En medio de aquel horror, el cuerpo de Clara Petacci, con su vestido desgarrado, su cabello largo colgando hacia el suelo y la sangre aún fresca, se convirtió en símbolo de la derrota final del fascismo.
Rachele, prisionera de las fuerzas aliadas, se enteró de la muerte de su marido en los días siguientes. El final que había temido (y quizá presentido) se había consumado.
Clara Petacci, la joven devota, la amante incondicional, encontró la muerte abrazada a su sueño roto. Su imagen colgada en Milán se volvió icónica: no solo la del dictador vencido, sino también la de la juventud fascinada que había seguido a Mussolini hasta el abismo.

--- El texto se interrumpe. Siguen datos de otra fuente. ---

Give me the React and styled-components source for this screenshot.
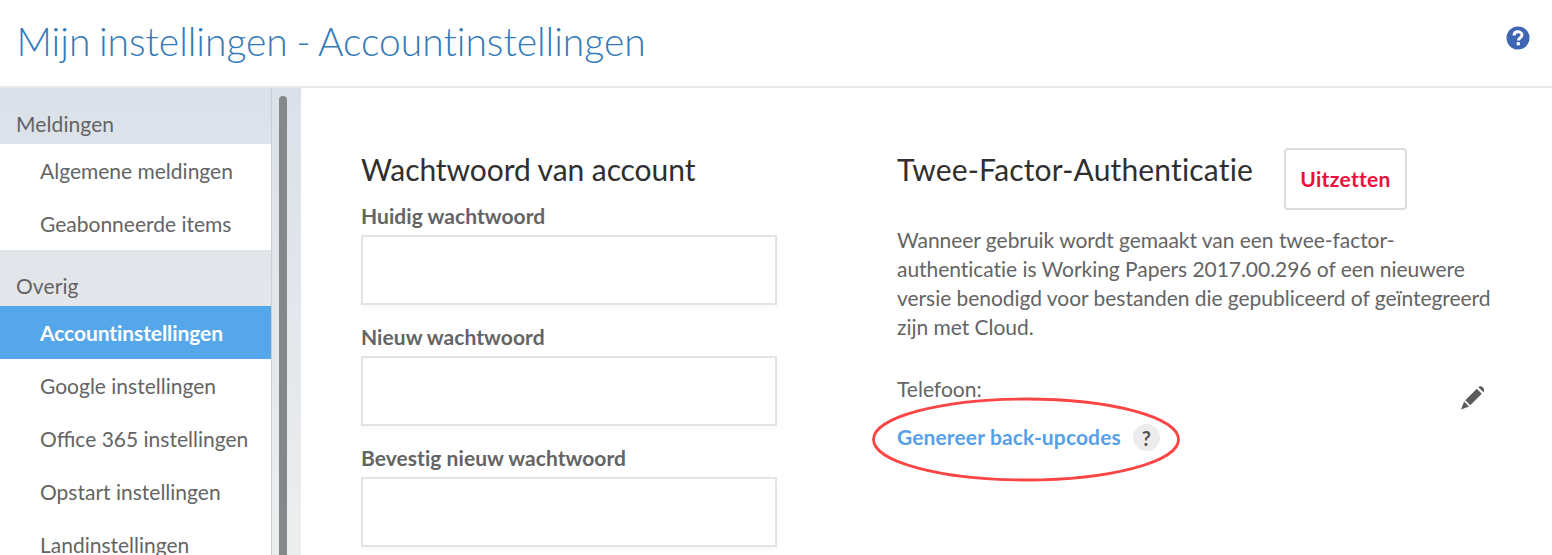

Rachele Guidi, la esposa oficial, sobrevivió. Pasó meses detenida en campos de prisioneros aliados, fue liberada, y terminó sus días criando gallinas y sirviendo platos de pasta en un pequeño restaurante de la campiña de Forlì.
No renegó nunca de su marido. No pidió perdón. Defendió la memoria del Duce hasta su último aliento. Y murió casi olvidada, en 1979.
El amor de Claretta fue fulgurante y trágico: amor adolescente, devoción suicida, pasión que no admite matices. El de Rachele fue terco y áspero: amor campesino, lealtad forjada a golpes, resentimiento masticado en silencio.
Ambas mujeres amaron al mismo hombre. Ambas vivieron su propio calvario. Solo que una murió por Mussolini, y la otra, contra toda lógica, sobrevivió a él.